* What you should do: Locate the line bearing "Write a component" in the material below, then reproduce it and each following line up to and including the line bearing "const barWidth = (score: number)".

Data entries
(begin)
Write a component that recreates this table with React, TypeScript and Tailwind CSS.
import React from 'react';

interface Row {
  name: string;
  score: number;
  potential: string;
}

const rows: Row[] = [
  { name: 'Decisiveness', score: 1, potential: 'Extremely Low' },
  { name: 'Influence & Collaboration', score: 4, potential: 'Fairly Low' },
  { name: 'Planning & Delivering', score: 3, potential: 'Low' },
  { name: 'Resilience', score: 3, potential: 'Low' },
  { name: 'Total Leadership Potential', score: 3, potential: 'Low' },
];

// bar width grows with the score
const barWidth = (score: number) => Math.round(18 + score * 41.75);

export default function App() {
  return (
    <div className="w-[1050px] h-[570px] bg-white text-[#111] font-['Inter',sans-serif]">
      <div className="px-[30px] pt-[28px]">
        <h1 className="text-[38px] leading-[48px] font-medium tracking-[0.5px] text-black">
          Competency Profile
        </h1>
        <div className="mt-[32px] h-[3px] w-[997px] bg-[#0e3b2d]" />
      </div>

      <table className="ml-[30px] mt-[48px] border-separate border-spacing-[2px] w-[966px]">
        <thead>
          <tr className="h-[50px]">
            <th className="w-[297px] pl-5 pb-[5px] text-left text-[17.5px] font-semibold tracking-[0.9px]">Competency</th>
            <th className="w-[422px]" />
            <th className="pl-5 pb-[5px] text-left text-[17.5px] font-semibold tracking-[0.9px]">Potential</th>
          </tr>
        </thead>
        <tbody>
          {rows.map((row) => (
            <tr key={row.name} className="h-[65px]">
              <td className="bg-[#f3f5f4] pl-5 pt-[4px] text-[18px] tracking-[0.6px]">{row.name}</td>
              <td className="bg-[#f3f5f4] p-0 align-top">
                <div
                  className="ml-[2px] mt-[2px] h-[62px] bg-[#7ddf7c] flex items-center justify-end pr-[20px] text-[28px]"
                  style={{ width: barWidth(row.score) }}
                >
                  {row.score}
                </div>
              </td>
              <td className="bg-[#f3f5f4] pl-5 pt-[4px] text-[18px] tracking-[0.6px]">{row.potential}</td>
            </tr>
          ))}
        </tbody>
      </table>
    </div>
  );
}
(end)
(begin)
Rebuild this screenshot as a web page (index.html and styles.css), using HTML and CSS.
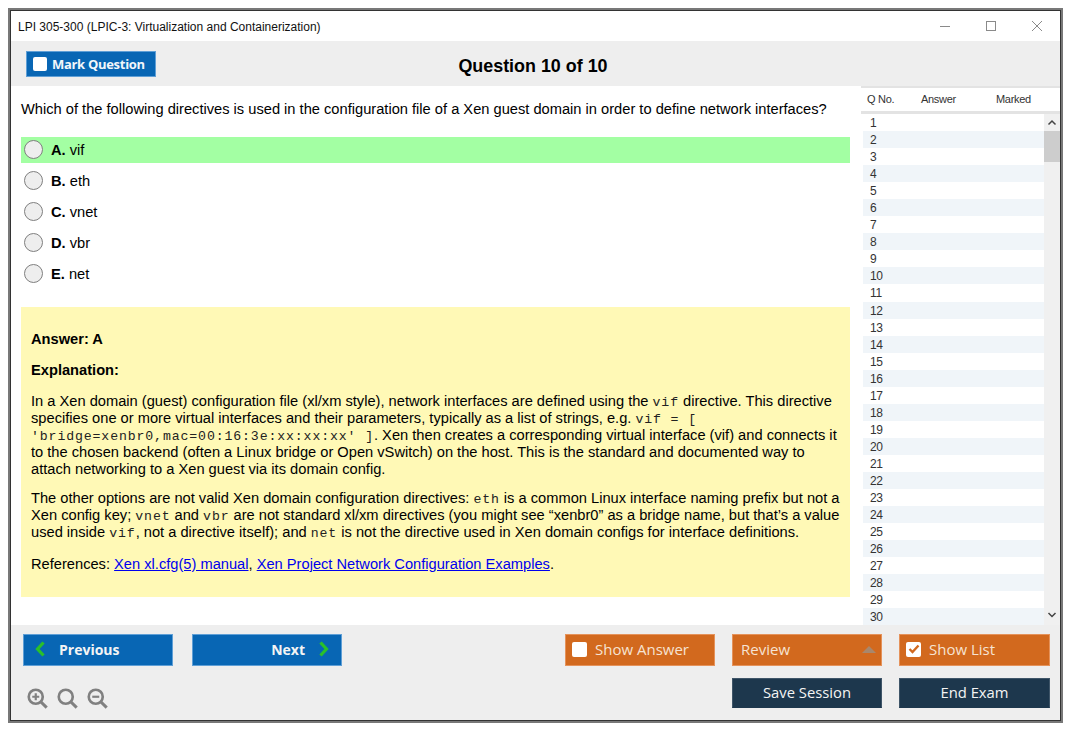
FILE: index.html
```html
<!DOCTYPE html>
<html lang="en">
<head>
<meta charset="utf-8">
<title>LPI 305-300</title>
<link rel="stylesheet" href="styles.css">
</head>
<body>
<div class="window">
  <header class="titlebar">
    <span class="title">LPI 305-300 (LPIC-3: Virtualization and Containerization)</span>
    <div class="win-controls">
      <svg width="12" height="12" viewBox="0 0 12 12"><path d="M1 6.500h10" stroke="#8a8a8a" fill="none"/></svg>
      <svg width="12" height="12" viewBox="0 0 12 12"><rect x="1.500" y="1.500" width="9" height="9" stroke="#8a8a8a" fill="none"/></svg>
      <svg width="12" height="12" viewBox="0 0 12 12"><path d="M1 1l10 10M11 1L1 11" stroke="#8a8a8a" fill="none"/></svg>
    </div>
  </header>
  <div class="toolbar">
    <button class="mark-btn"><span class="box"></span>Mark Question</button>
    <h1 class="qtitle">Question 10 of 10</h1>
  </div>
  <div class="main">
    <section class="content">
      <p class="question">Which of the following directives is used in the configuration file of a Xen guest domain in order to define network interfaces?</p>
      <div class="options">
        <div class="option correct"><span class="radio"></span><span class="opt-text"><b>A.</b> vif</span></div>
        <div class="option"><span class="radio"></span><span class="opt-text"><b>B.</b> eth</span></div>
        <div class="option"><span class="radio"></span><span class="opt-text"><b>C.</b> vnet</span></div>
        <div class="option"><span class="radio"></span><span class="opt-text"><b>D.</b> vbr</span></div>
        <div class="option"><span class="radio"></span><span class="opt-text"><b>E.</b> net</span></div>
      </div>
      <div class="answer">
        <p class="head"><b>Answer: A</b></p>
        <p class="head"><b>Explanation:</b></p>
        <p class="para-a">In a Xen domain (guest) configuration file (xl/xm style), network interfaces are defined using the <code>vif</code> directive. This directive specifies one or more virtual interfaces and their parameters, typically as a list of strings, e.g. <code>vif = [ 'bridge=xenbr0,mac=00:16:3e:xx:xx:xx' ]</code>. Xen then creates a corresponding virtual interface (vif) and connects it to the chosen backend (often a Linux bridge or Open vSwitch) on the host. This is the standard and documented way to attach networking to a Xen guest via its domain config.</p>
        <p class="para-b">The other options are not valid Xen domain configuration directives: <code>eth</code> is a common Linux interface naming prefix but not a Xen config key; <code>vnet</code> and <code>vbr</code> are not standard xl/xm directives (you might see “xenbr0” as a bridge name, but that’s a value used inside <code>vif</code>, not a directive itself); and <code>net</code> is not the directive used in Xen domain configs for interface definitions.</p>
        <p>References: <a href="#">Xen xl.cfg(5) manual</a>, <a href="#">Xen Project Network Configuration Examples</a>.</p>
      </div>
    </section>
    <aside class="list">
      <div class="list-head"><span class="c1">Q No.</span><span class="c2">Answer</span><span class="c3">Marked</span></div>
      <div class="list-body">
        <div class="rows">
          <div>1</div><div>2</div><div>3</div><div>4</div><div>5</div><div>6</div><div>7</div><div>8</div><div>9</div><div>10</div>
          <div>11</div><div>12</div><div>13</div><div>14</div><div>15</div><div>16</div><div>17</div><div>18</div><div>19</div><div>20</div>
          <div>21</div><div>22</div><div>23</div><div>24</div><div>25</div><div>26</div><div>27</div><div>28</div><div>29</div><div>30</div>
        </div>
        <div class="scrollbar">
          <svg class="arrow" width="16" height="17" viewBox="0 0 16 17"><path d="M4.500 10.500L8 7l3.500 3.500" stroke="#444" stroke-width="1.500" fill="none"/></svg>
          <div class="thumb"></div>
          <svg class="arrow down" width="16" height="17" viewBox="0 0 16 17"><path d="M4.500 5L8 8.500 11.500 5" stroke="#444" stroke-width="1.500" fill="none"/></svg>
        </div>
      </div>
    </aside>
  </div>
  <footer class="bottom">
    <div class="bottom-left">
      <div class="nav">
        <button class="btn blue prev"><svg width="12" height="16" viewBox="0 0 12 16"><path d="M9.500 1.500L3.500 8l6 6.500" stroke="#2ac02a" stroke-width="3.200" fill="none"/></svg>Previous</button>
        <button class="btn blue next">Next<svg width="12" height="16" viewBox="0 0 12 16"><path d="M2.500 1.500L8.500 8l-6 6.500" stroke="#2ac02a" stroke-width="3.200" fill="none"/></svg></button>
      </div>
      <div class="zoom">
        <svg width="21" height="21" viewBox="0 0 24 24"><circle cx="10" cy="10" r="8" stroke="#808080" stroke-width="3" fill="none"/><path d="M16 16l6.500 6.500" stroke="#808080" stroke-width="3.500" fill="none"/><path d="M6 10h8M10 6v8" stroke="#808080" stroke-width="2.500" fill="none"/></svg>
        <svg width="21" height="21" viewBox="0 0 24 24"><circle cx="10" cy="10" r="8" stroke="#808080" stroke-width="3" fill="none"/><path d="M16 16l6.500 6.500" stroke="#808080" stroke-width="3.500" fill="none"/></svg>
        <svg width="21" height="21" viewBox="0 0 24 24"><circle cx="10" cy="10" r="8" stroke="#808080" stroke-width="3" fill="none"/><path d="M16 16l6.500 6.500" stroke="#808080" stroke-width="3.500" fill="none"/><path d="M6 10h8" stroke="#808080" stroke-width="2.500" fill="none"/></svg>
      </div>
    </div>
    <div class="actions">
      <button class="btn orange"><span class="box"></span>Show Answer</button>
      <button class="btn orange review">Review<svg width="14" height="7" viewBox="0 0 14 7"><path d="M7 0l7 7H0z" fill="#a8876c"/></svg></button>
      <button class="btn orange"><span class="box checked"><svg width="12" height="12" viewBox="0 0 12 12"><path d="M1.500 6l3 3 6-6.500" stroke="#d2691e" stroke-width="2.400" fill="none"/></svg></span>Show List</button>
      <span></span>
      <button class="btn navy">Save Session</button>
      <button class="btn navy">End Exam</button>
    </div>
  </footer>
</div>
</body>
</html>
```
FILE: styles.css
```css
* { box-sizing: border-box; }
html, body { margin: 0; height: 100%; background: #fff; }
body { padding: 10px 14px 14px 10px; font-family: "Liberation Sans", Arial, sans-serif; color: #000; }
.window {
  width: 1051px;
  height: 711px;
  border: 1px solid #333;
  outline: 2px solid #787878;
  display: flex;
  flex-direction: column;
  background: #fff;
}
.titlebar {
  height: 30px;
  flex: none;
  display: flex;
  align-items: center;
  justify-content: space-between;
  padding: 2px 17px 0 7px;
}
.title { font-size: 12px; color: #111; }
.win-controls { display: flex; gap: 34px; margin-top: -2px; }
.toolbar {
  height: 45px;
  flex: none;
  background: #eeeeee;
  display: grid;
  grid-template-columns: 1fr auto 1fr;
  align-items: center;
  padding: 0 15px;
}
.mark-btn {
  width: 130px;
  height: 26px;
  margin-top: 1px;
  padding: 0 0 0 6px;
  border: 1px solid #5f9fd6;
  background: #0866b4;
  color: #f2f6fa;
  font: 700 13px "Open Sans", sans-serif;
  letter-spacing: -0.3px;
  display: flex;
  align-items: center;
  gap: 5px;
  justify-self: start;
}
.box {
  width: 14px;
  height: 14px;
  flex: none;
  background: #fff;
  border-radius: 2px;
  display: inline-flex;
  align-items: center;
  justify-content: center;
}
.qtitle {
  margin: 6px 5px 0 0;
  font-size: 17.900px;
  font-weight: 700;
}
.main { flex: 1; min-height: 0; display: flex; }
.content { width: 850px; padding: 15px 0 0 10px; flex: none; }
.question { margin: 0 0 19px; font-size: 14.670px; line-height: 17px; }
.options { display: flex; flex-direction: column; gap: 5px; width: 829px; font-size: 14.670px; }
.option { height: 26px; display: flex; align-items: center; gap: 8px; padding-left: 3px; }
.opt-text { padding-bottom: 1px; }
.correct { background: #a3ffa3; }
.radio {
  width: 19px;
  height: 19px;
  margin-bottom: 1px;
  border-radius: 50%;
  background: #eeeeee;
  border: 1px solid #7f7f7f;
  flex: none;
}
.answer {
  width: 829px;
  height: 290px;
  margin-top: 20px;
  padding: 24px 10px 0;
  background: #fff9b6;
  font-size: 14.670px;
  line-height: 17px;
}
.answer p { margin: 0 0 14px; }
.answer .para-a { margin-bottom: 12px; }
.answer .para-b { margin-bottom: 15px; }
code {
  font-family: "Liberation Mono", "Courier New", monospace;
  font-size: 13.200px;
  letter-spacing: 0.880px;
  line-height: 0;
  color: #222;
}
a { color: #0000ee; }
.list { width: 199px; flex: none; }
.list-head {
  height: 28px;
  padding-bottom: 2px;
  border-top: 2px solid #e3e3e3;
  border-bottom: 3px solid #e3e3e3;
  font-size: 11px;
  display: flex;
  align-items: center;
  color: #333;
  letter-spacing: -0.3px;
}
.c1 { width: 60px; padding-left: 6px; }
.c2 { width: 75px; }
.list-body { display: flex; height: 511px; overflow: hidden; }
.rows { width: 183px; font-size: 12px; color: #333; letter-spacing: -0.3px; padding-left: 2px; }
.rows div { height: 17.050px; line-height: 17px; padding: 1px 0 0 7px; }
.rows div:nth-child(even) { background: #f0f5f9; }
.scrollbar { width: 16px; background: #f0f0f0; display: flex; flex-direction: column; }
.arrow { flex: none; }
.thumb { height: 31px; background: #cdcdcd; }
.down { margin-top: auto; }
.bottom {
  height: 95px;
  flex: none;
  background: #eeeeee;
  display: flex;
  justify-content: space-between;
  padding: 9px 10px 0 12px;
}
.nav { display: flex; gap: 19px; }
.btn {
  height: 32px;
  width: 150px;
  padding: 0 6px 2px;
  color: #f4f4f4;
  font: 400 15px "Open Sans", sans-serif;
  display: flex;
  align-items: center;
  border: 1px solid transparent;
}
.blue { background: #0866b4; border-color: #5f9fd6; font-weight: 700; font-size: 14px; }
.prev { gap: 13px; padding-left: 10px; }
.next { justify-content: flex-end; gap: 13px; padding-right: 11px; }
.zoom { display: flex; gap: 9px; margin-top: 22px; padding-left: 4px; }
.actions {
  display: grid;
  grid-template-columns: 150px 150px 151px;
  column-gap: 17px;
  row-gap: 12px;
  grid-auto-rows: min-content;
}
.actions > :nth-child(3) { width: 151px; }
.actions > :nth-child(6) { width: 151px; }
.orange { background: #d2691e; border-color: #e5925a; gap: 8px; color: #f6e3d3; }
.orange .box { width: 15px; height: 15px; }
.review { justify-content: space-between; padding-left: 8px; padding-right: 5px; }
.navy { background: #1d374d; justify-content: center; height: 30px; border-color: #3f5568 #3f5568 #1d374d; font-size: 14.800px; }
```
(end)
(begin)
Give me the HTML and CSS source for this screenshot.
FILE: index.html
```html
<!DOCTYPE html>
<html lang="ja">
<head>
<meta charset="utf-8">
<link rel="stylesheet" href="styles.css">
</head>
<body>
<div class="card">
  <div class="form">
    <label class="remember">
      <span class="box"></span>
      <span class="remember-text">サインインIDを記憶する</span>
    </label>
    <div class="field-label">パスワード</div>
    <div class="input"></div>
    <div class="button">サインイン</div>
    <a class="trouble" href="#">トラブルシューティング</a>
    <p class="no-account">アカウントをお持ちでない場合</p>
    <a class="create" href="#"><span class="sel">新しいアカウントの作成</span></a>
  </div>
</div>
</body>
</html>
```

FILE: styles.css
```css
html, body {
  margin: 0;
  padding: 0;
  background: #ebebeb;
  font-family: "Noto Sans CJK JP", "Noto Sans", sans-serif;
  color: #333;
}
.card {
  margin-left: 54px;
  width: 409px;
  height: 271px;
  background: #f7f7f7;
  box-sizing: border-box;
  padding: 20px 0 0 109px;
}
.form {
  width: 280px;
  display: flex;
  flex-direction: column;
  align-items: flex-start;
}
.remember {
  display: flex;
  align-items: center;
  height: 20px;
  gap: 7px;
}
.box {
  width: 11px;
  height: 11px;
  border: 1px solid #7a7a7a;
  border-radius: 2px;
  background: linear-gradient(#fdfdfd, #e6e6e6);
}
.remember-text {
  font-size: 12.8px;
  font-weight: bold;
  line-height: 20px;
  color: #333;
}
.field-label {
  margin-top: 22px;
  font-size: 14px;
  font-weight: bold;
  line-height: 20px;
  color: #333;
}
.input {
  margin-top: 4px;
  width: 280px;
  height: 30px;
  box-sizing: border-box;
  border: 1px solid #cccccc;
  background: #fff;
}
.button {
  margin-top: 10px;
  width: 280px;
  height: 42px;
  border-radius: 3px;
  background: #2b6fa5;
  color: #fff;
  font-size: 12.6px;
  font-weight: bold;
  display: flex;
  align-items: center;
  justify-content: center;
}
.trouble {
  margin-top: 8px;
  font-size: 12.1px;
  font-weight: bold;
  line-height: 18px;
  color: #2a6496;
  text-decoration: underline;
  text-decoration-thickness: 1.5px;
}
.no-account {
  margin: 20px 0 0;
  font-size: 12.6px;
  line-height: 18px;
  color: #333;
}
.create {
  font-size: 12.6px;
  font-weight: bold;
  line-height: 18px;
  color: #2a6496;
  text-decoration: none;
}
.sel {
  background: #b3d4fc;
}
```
(end)
* Result:
Write a component that recreates this table with React, TypeScript and Tailwind CSS.
import React from 'react';

interface Row {
  name: string;
  score: number;
  potential: string;
}

const rows: Row[] = [
  { name: 'Decisiveness', score: 1, potential: 'Extremely Low' },
  { name: 'Influence & Collaboration', score: 4, potential: 'Fairly Low' },
  { name: 'Planning & Delivering', score: 3, potential: 'Low' },
  { name: 'Resilience', score: 3, potential: 'Low' },
  { name: 'Total Leadership Potential', score: 3, potential: 'Low' },
];

// bar width grows with the score
const barWidth = (score: number) => Math.round(18 + score * 41.75);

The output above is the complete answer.